Han edificado su seudoliderazgo sobre una mentira: ni es la primera mujer que gobernará un país importante (de Thatcher a Giorgia Meloni hay una larga nómina) ni es una mulata que haya sufrido racismo ni vivido en el lumpen, sino que es hija de una familia acomodada que pudo estudiar en Howard y convertirse en fiscal primero de San Francisco y finalmente del Estado. Esconderse tras un puñado de celebrities de Hollywood no te pasaporta a ninguna parte, salvo al ridículo; glamuroso, pero ridículo al fin. La solvencia no la otorga la sonrisa de Scarlett Johansson o los seductores ojos de Leonardo DiCaprio. Esto no va de marketing político. Va de que las democracias liberales están devorándose entre ellas mientras las autocracias están cada vez más unidas. Y Europa asiste a este desafío con líderes cuyo cerebro es lo más parecido al hueco del Donut.

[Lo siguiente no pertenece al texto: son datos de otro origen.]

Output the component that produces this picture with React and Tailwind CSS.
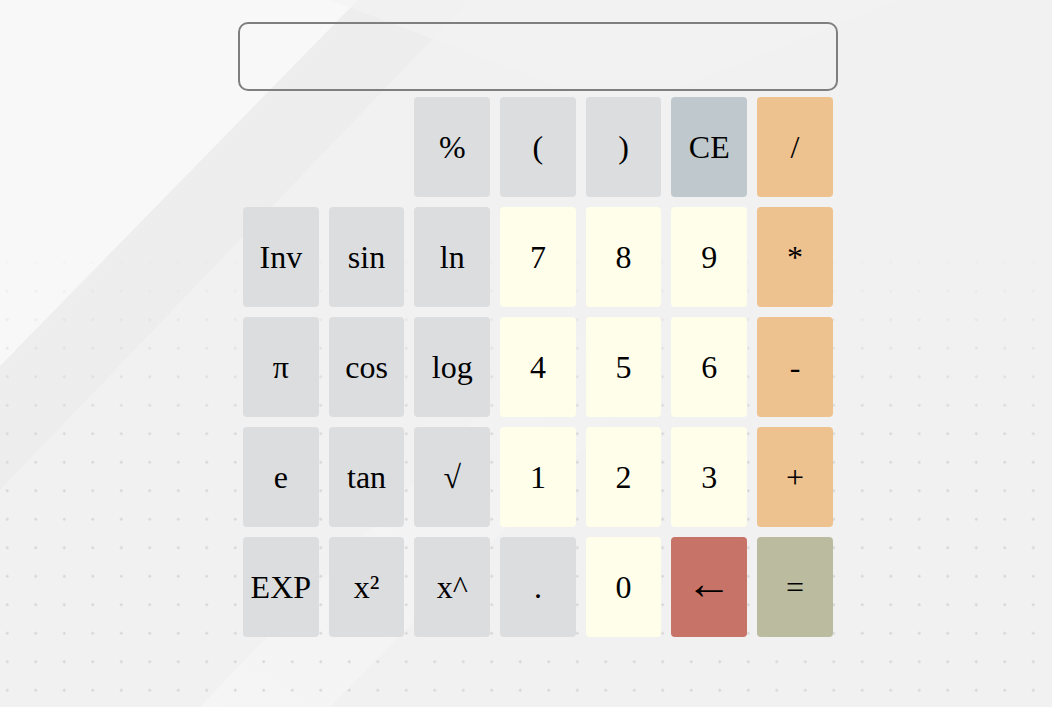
import React from "react";

const GRAY = "bg-[#dcdddf]";
const CREAM = "bg-[#fffeeb]";
const ORANGE = "bg-[#eec28f]";

const keys = [
  [null, null, { t: "%", c: GRAY }, { t: "(", c: GRAY }, { t: ")", c: GRAY }, { t: "CE", c: "bg-[#bfc9cd]" }, { t: "/", c: ORANGE }],
  [{ t: "Inv", c: GRAY }, { t: "sin", c: GRAY }, { t: "ln", c: GRAY }, { t: "7", c: CREAM }, { t: "8", c: CREAM }, { t: "9", c: CREAM }, { t: "*", c: ORANGE }],
  [{ t: "π", c: GRAY }, { t: "cos", c: GRAY }, { t: "log", c: GRAY }, { t: "4", c: CREAM }, { t: "5", c: CREAM }, { t: "6", c: CREAM }, { t: "-", c: ORANGE }],
  [{ t: "e", c: GRAY }, { t: "tan", c: GRAY }, { t: "√", c: GRAY }, { t: "1", c: CREAM }, { t: "2", c: CREAM }, { t: "3", c: CREAM }, { t: "+", c: ORANGE }],
  [{ t: "EXP", c: GRAY }, { t: "x²", c: GRAY }, { t: "x^", c: GRAY }, { t: ".", c: GRAY }, { t: "0", c: CREAM }, { t: "←", c: "bg-[#c87367]", big: true }, { t: "=", c: "bg-[#babb9f]" }],
];

function Backdrop() {
  return (
    <div className="absolute inset-0 pointer-events-none">
      <svg className="absolute inset-0" width="1052" height="707" viewBox="0 0 1052 707">
        <defs>
          <linearGradient id="band" x1="0" y1="0" x2="1" y2="1">
            <stop offset="0" stopColor="#efefef" />
            <stop offset="1" stopColor="#e8e8e8" />
          </linearGradient>
          <linearGradient id="low" x1="0" y1="1" x2="1" y2="0">
            <stop offset="0" stopColor="#f6f6f6" />
            <stop offset="1" stopColor="#f1f1f1" />
          </linearGradient>
        </defs>
        <rect width="1052" height="707" fill="#f1f1f1" />
        <polygon points="0,0 358,0 0,366" fill="#f8f8f8" />
        <polygon points="0,366 358,0 470,0 0,490" fill="url(#band)" opacity="0.7" />
        <polygon points="200,707 560,330 700,330 330,707" fill="url(#low)" opacity="0.8" />
        <polygon points="330,0 900,0 620,110" fill="#f4f4f4" opacity="0.6" />
      </svg>
      <div className="absolute inset-0 bg-[radial-gradient(circle,#d6d6d6_1.1px,transparent_1.5px)] bg-[size:28.5px_28.5px] bg-[position:-7px_-8px] [mask-image:linear-gradient(to_bottom,transparent_240px,black_440px)]" />
    </div>
  );
}

export default function App() {
  return (
    <div className="relative w-full h-[707px] overflow-hidden bg-[#f1f1f1] font-['Liberation_Serif','Times_New_Roman',serif]">
      <Backdrop />
      <div className="relative w-[600px] mx-auto pt-[22px] translate-x-[12px]">
        {/* display */}
        <div className="h-[69px] w-[600px] border-2 border-[#7f7f7f] rounded-[10px] bg-transparent" />
        <div className="grid grid-cols-[repeat(7,75.7px)] auto-rows-[100px] gap-[10px] ml-[5px] mt-[6px]">
          {keys.flat().map((k, i) =>
            k ? (
              <div
                key={i}
                className={`${k.c} rounded-[4px] flex items-center justify-center text-black leading-none ${k.big ? "text-[46px] pb-[6px]" : "text-[32px]"}`}
              >
                {k.t}
              </div>
            ) : (
              <div key={i} />
            )
          )}
        </div>
      </div>
    </div>
  );
}
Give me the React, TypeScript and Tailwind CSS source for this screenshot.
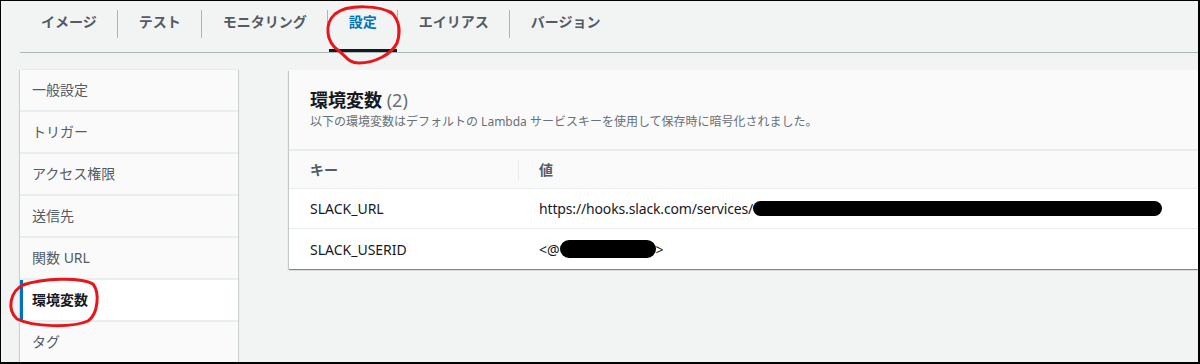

Ahora la buena de Kamala y su admiradora número uno Yolanda Díaz pueden quedar para comprar esos trajes blancos sufragistas que gastan y comparten con Nancy Pelosi y Hillary Clinton, símbolos de un progresismo más cercano a Gucci que al taller o la fábrica donde trabajan sus potenciales electores. Y todas ellas, impolutas, quedar en un café de la Sexta Avenida —Yoli tiene el Falcon a su disposición— para jugar a los dados. A ver si consiguen ganar en algo.